==== COLLECTED DATA ====

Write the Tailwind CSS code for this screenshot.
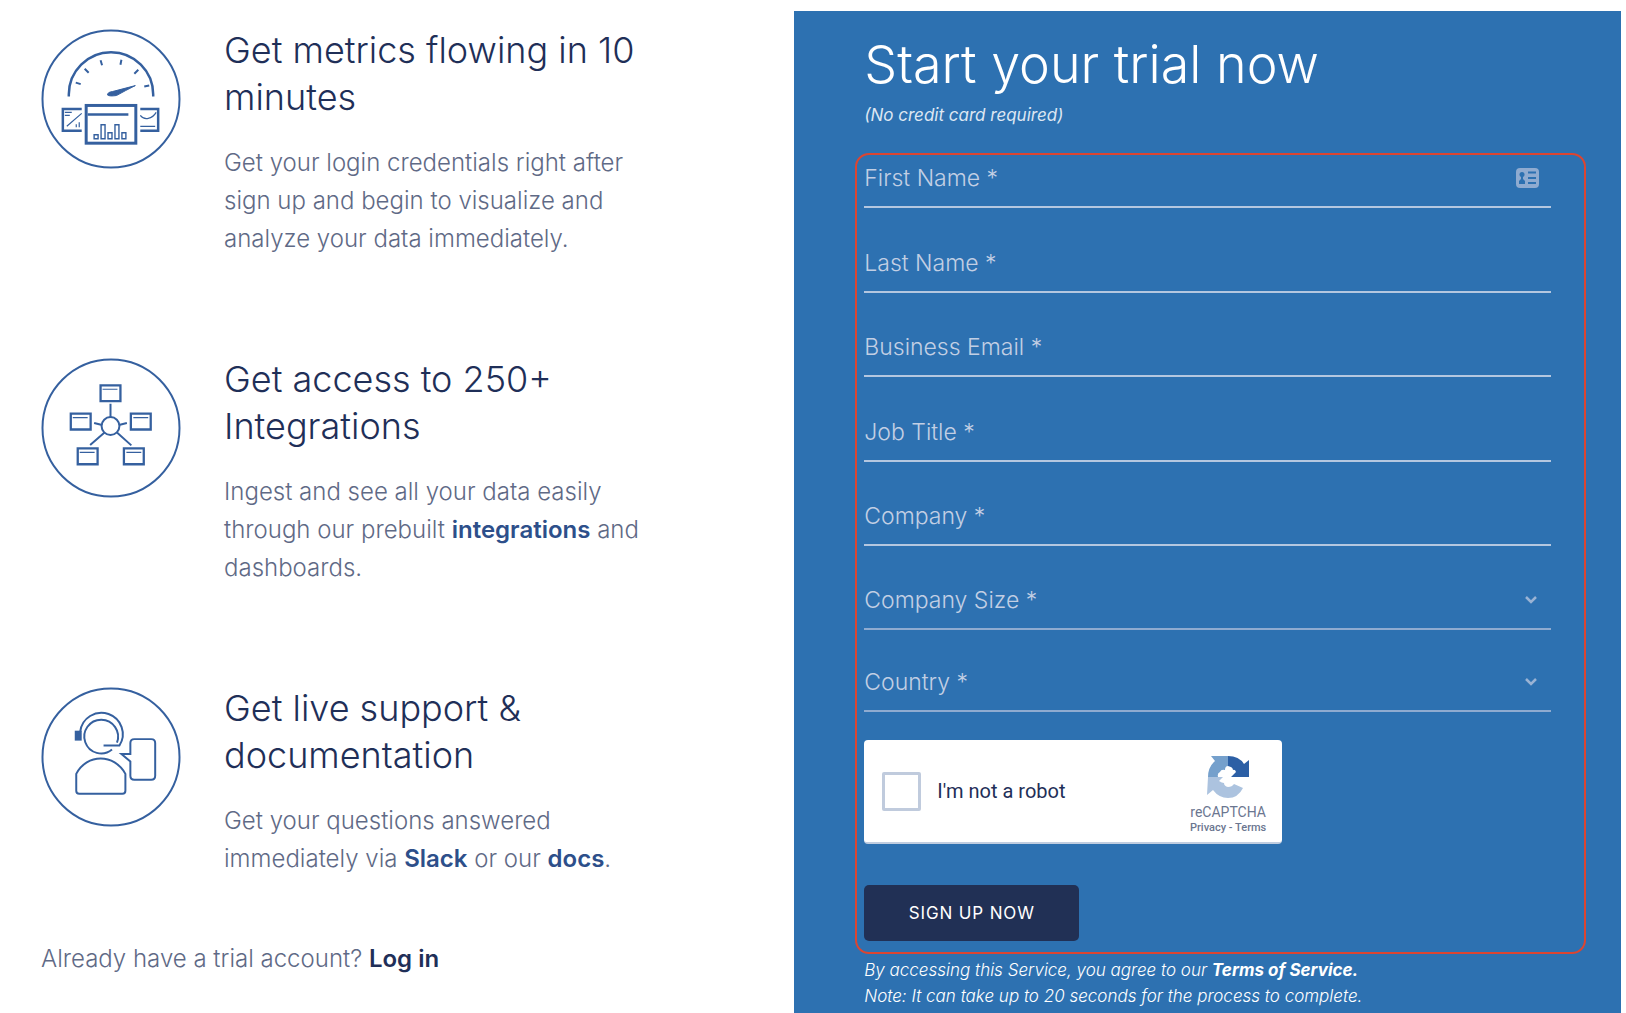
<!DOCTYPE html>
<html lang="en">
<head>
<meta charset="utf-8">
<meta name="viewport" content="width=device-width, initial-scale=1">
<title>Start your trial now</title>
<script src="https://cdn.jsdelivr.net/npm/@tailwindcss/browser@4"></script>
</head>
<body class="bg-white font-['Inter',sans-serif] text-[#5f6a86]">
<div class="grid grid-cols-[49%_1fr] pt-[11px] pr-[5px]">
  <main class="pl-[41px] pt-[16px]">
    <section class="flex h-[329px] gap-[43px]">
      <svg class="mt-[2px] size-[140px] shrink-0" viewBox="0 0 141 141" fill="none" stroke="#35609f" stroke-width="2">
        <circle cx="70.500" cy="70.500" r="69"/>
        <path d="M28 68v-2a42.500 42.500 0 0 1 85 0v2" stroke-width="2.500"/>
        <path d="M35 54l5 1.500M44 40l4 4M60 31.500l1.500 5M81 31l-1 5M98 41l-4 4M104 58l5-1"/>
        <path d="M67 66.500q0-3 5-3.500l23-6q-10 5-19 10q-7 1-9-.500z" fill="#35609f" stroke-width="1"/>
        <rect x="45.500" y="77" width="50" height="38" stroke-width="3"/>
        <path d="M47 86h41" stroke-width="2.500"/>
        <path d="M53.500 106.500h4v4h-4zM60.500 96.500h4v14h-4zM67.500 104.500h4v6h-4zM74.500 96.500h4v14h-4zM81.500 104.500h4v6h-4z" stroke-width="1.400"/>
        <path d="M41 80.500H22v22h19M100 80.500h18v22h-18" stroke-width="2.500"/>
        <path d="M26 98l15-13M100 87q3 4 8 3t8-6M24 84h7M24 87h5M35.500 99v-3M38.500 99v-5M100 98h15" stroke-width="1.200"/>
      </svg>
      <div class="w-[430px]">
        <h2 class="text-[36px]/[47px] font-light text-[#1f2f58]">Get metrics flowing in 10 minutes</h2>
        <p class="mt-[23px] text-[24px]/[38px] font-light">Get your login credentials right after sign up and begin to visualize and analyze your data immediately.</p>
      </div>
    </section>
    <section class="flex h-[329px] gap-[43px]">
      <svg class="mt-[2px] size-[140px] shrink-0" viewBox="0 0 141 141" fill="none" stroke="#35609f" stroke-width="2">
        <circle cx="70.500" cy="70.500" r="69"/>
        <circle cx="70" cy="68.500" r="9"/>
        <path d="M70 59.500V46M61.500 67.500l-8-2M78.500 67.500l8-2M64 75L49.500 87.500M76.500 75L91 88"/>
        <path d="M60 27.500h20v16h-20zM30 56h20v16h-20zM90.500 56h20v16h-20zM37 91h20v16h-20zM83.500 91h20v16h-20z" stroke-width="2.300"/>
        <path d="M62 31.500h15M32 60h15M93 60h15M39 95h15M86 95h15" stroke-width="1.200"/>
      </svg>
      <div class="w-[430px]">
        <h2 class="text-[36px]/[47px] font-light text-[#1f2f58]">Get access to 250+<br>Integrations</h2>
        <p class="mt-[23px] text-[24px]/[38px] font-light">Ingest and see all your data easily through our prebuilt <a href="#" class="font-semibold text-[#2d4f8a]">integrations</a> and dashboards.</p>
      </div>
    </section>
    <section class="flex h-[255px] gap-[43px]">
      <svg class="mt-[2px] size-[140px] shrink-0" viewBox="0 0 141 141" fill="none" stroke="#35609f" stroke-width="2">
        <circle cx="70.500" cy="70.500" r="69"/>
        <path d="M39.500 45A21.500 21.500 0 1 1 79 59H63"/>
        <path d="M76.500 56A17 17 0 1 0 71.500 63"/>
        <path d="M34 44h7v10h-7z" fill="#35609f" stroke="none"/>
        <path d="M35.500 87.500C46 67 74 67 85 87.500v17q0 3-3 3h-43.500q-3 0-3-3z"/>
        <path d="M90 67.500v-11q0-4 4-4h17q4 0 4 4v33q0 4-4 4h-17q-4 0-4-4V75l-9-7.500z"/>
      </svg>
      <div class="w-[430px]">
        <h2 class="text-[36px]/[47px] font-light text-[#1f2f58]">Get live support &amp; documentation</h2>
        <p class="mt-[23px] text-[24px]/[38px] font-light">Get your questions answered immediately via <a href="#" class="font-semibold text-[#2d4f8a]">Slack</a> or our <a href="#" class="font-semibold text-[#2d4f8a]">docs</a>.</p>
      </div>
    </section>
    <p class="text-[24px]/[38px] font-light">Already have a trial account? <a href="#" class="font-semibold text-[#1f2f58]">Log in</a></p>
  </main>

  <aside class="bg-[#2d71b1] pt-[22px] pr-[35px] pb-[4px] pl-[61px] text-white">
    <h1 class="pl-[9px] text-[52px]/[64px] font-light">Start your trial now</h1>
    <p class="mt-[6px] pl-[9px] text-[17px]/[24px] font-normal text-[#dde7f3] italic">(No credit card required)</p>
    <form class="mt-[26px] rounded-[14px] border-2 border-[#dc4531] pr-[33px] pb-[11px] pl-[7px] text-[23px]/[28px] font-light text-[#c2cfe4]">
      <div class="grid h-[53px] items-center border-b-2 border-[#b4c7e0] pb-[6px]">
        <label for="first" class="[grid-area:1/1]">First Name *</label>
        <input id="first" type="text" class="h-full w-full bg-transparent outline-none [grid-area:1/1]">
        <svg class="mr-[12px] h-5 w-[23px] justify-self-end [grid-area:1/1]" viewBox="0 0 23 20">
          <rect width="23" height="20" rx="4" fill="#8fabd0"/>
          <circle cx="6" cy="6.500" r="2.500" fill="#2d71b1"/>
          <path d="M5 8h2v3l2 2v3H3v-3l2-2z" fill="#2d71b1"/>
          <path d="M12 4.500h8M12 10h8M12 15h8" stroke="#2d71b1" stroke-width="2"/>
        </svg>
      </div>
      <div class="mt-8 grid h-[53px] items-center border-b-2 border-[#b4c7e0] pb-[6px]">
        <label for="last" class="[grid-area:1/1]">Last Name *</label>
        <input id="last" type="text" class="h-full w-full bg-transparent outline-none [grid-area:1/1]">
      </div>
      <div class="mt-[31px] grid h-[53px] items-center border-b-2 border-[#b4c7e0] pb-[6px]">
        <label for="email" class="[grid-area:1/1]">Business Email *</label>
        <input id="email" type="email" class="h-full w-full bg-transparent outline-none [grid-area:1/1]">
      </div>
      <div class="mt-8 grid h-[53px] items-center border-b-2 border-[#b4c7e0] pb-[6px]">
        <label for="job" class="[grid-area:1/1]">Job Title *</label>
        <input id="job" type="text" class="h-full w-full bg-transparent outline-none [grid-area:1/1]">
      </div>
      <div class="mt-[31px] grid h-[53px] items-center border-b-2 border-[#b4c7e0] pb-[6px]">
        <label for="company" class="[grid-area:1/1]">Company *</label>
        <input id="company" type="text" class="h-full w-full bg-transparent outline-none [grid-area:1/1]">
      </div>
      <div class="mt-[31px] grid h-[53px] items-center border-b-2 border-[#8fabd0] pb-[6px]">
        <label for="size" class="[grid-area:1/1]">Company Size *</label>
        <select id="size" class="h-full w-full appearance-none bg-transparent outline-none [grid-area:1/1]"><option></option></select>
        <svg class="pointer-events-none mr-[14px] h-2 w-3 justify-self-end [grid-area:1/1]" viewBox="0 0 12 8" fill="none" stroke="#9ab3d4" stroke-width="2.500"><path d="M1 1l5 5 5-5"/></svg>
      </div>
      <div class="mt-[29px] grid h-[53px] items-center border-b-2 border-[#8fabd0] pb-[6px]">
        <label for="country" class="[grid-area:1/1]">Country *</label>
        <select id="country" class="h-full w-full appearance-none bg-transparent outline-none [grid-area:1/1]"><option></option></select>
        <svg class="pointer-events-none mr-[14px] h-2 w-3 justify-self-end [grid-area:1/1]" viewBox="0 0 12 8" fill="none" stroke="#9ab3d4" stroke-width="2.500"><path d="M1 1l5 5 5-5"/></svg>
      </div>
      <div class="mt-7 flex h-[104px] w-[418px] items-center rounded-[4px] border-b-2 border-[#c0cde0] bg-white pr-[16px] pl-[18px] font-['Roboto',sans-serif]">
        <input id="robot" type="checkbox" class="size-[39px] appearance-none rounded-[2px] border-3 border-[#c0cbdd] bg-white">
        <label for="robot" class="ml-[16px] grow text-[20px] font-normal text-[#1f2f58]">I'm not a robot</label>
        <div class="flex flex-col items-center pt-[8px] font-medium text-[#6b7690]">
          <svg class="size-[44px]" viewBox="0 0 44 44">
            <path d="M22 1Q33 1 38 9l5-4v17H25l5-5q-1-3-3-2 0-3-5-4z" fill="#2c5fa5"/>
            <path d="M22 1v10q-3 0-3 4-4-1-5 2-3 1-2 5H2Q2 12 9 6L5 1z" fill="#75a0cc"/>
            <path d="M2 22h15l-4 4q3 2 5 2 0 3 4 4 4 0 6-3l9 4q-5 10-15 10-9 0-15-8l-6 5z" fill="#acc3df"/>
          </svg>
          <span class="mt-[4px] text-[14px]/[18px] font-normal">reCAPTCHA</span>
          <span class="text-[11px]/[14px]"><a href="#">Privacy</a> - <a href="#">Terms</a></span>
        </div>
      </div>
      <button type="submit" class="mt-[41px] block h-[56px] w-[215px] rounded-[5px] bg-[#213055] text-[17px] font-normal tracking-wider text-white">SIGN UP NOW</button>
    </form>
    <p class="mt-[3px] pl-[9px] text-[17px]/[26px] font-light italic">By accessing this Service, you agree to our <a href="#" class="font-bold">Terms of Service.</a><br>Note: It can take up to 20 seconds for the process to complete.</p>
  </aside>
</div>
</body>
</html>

====

_REQUEST:_
List the lines that contain the word "this".

_WRITTEN ANSWER:_
Write the Tailwind CSS code for this screenshot.
    <p class="mt-[3px] pl-[9px] text-[17px]/[26px] font-light italic">By accessing this Service, you agree to our <a href="#" class="font-bold">Terms of Service.</a><br>Note: It can take up to 20 seconds for the process to complete.</p>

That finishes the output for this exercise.